**EXERCISE AIM**
Copy everything in the data below exactly except the pictures.
⟨
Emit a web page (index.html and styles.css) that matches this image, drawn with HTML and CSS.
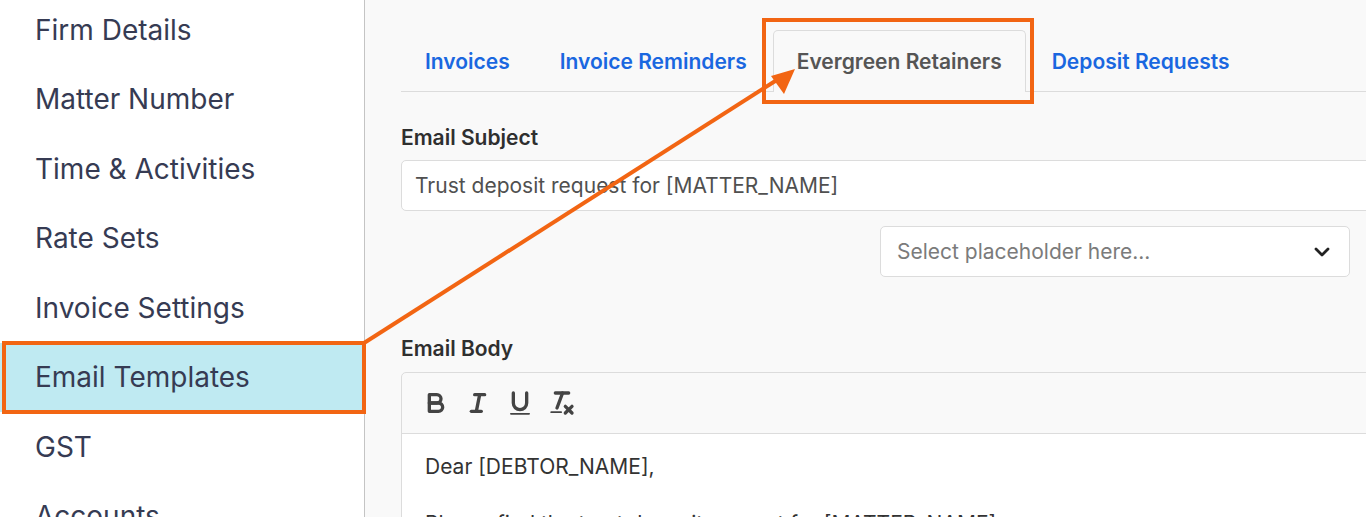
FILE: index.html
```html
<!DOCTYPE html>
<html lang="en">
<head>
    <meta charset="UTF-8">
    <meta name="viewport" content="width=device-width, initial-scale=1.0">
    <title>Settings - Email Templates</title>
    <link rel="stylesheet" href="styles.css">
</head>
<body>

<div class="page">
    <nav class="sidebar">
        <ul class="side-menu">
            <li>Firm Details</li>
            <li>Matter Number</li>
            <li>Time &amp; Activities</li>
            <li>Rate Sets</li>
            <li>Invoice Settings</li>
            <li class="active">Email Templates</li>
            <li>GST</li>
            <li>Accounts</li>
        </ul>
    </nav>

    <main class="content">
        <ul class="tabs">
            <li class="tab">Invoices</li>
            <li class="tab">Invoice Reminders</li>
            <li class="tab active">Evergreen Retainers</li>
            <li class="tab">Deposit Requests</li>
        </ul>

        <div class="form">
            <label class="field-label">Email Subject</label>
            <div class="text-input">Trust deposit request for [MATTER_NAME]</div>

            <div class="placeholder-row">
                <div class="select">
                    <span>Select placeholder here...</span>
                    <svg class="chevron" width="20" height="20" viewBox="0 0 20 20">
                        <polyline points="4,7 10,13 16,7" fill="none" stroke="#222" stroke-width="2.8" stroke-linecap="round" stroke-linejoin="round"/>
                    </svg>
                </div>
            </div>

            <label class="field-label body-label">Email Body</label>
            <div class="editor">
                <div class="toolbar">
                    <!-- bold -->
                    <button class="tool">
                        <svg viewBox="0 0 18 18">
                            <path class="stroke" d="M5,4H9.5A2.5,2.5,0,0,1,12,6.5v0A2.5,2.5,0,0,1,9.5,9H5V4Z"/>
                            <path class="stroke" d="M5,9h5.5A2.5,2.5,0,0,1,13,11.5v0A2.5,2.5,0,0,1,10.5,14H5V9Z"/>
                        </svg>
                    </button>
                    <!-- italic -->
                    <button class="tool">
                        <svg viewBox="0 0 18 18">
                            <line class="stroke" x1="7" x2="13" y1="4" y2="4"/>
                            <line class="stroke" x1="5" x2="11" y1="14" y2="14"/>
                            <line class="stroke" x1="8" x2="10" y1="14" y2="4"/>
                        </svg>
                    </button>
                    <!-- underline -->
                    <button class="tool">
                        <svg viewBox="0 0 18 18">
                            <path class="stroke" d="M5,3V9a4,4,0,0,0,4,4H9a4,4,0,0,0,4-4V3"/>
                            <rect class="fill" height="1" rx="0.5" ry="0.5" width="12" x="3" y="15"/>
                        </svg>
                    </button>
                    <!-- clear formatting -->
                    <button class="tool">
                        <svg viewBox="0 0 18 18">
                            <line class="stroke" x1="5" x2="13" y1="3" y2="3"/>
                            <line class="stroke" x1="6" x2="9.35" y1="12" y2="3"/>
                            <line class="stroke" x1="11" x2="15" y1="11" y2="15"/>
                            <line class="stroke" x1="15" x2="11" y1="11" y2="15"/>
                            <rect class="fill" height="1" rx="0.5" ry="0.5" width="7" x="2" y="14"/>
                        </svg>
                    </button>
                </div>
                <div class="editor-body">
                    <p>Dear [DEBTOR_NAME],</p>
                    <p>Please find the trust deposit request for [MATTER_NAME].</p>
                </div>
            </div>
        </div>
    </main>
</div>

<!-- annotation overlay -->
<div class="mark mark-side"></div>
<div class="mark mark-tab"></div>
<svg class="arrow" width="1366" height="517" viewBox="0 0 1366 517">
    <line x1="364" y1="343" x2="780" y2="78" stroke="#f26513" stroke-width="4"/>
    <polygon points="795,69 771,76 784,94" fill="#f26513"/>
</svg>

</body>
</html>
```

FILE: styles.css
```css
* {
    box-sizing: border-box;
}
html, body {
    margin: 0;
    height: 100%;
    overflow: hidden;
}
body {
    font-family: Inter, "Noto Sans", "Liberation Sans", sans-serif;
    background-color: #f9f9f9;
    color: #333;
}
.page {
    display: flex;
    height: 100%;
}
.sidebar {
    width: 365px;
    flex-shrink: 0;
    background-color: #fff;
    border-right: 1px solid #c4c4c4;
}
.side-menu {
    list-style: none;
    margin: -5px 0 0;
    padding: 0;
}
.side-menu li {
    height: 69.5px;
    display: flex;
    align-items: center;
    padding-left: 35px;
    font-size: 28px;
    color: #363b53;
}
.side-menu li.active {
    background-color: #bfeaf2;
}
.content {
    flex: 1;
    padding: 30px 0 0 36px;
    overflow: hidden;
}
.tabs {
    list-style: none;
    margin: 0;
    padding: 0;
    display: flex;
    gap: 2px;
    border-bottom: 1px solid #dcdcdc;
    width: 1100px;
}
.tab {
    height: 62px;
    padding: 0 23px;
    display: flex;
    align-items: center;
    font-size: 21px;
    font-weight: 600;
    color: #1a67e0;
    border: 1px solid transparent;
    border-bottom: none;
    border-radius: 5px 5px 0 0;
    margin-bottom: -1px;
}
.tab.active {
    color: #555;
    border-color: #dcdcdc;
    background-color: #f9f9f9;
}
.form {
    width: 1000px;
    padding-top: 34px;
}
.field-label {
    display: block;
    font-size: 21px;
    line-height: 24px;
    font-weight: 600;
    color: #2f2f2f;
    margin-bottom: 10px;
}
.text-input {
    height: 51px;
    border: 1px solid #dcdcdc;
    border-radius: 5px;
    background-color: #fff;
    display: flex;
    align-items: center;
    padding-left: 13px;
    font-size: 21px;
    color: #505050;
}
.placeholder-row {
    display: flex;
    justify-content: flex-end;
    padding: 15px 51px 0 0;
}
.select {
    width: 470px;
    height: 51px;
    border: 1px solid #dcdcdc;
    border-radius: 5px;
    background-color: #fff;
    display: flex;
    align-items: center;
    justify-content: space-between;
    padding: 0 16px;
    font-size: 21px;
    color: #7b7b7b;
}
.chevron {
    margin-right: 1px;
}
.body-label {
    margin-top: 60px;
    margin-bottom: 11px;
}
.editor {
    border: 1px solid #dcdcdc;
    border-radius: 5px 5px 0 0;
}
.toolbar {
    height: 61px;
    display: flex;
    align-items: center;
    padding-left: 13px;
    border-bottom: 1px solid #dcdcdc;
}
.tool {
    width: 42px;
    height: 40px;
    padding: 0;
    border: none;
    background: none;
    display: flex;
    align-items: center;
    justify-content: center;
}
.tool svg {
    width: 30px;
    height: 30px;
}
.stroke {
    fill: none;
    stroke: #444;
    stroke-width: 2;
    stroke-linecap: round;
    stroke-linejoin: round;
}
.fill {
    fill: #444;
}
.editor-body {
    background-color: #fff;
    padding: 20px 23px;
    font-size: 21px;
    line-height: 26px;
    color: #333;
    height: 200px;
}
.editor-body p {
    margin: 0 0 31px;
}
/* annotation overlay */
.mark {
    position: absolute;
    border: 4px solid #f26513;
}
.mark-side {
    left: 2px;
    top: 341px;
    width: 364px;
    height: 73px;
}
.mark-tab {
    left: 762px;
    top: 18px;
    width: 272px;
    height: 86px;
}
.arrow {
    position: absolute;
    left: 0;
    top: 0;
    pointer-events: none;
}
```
⟩
**ANSWER FOR THIS EXERCISE**
Emit a web page (index.html and styles.css) that matches this image, drawn with HTML and CSS.
FILE: index.html
```html
<!DOCTYPE html>
<html lang="en">
<head>
    <meta charset="UTF-8">
    <meta name="viewport" content="width=device-width, initial-scale=1.0">
    <title>Settings - Email Templates</title>
    <link rel="stylesheet" href="styles.css">
</head>
<body>

<div class="page">
    <nav class="sidebar">
        <ul class="side-menu">
            <li>Firm Details</li>
            <li>Matter Number</li>
            <li>Time &amp; Activities</li>
            <li>Rate Sets</li>
            <li>Invoice Settings</li>
            <li class="active">Email Templates</li>
            <li>GST</li>
            <li>Accounts</li>
        </ul>
    </nav>

    <main class="content">
        <ul class="tabs">
            <li class="tab">Invoices</li>
            <li class="tab">Invoice Reminders</li>
            <li class="tab active">Evergreen Retainers</li>
            <li class="tab">Deposit Requests</li>
        </ul>

        <div class="form">
            <label class="field-label">Email Subject</label>
            <div class="text-input">Trust deposit request for [MATTER_NAME]</div>

            <div class="placeholder-row">
                <div class="select">
                    <span>Select placeholder here...</span>
                    <svg class="chevron" width="20" height="20" viewBox="0 0 20 20">
                        <polyline points="4,7 10,13 16,7" fill="none" stroke="#222" stroke-width="2.8" stroke-linecap="round" stroke-linejoin="round"/>
                    </svg>
                </div>
            </div>

            <label class="field-label body-label">Email Body</label>
            <div class="editor">
                <div class="toolbar">
                    <!-- bold -->
                    <button class="tool">
                        <svg viewBox="0 0 18 18">
                            <path class="stroke" d="M5,4H9.5A2.5,2.5,0,0,1,12,6.5v0A2.5,2.5,0,0,1,9.5,9H5V4Z"/>
                            <path class="stroke" d="M5,9h5.5A2.5,2.5,0,0,1,13,11.5v0A2.5,2.5,0,0,1,10.5,14H5V9Z"/>
                        </svg>
                    </button>
                    <!-- italic -->
                    <button class="tool">
                        <svg viewBox="0 0 18 18">
                            <line class="stroke" x1="7" x2="13" y1="4" y2="4"/>
                            <line class="stroke" x1="5" x2="11" y1="14" y2="14"/>
                            <line class="stroke" x1="8" x2="10" y1="14" y2="4"/>
                        </svg>
                    </button>
                    <!-- underline -->
                    <button class="tool">
                        <svg viewBox="0 0 18 18">
                            <path class="stroke" d="M5,3V9a4,4,0,0,0,4,4H9a4,4,0,0,0,4-4V3"/>
                            <rect class="fill" height="1" rx="0.5" ry="0.5" width="12" x="3" y="15"/>
                        </svg>
                    </button>
                    <!-- clear formatting -->
                    <button class="tool">
                        <svg viewBox="0 0 18 18">
                            <line class="stroke" x1="5" x2="13" y1="3" y2="3"/>
                            <line class="stroke" x1="6" x2="9.35" y1="12" y2="3"/>
                            <line class="stroke" x1="11" x2="15" y1="11" y2="15"/>
                            <line class="stroke" x1="15" x2="11" y1="11" y2="15"/>
                            <rect class="fill" height="1" rx="0.5" ry="0.5" width="7" x="2" y="14"/>
                        </svg>
                    </button>
                </div>
                <div class="editor-body">
                    <p>Dear [DEBTOR_NAME],</p>
                    <p>Please find the trust deposit request for [MATTER_NAME].</p>
                </div>
            </div>
        </div>
    </main>
</div>

<!-- annotation overlay -->
<div class="mark mark-side"></div>
<div class="mark mark-tab"></div>
<svg class="arrow" width="1366" height="517" viewBox="0 0 1366 517">
    <line x1="364" y1="343" x2="780" y2="78" stroke="#f26513" stroke-width="4"/>
    <polygon points="795,69 771,76 784,94" fill="#f26513"/>
</svg>

</body>
</html>
```

FILE: styles.css
```css
* {
    box-sizing: border-box;
}
html, body {
    margin: 0;
    height: 100%;
    overflow: hidden;
}
body {
    font-family: Inter, "Noto Sans", "Liberation Sans", sans-serif;
    background-color: #f9f9f9;
    color: #333;
}
.page {
    display: flex;
    height: 100%;
}
.sidebar {
    width: 365px;
    flex-shrink: 0;
    background-color: #fff;
    border-right: 1px solid #c4c4c4;
}
.side-menu {
    list-style: none;
    margin: -5px 0 0;
    padding: 0;
}
.side-menu li {
    height: 69.5px;
    display: flex;
    align-items: center;
    padding-left: 35px;
    font-size: 28px;
    color: #363b53;
}
.side-menu li.active {
    background-color: #bfeaf2;
}
.content {
    flex: 1;
    padding: 30px 0 0 36px;
    overflow: hidden;
}
.tabs {
    list-style: none;
    margin: 0;
    padding: 0;
    display: flex;
    gap: 2px;
    border-bottom: 1px solid #dcdcdc;
    width: 1100px;
}
.tab {
    height: 62px;
    padding: 0 23px;
    display: flex;
    align-items: center;
    font-size: 21px;
    font-weight: 600;
    color: #1a67e0;
    border: 1px solid transparent;
    border-bottom: none;
    border-radius: 5px 5px 0 0;
    margin-bottom: -1px;
}
.tab.active {
    color: #555;
    border-color: #dcdcdc;
    background-color: #f9f9f9;
}
.form {
    width: 1000px;
    padding-top: 34px;
}
.field-label {
    display: block;
    font-size: 21px;
    line-height: 24px;
    font-weight: 600;
    color: #2f2f2f;
    margin-bottom: 10px;
}
.text-input {
    height: 51px;
    border: 1px solid #dcdcdc;
    border-radius: 5px;
    background-color: #fff;
    display: flex;
    align-items: center;
    padding-left: 13px;
    font-size: 21px;
    color: #505050;
}
.placeholder-row {
    display: flex;
    justify-content: flex-end;
    padding: 15px 51px 0 0;
}
.select {
    width: 470px;
    height: 51px;
    border: 1px solid #dcdcdc;
    border-radius: 5px;
    background-color: #fff;
    display: flex;
    align-items: center;
    justify-content: space-between;
    padding: 0 16px;
    font-size: 21px;
    color: #7b7b7b;
}
.chevron {
    margin-right: 1px;
}
.body-label {
    margin-top: 60px;
    margin-bottom: 11px;
}
.editor {
    border: 1px solid #dcdcdc;
    border-radius: 5px 5px 0 0;
}
.toolbar {
    height: 61px;
    display: flex;
    align-items: center;
    padding-left: 13px;
    border-bottom: 1px solid #dcdcdc;
}
.tool {
    width: 42px;
    height: 40px;
    padding: 0;
    border: none;
    background: none;
    display: flex;
    align-items: center;
    justify-content: center;
}
.tool svg {
    width: 30px;
    height: 30px;
}
.stroke {
    fill: none;
    stroke: #444;
    stroke-width: 2;
    stroke-linecap: round;
    stroke-linejoin: round;
}
.fill {
    fill: #444;
}
.editor-body {
    background-color: #fff;
    padding: 20px 23px;
    font-size: 21px;
    line-height: 26px;
    color: #333;
    height: 200px;
}
.editor-body p {
    margin: 0 0 31px;
}
/* annotation overlay */
.mark {
    position: absolute;
    border: 4px solid #f26513;
}
.mark-side {
    left: 2px;
    top: 341px;
    width: 364px;
    height: 73px;
}
.mark-tab {
    left: 762px;
    top: 18px;
    width: 272px;
    height: 86px;
}
.arrow {
    position: absolute;
    left: 0;
    top: 0;
    pointer-events: none;
}
```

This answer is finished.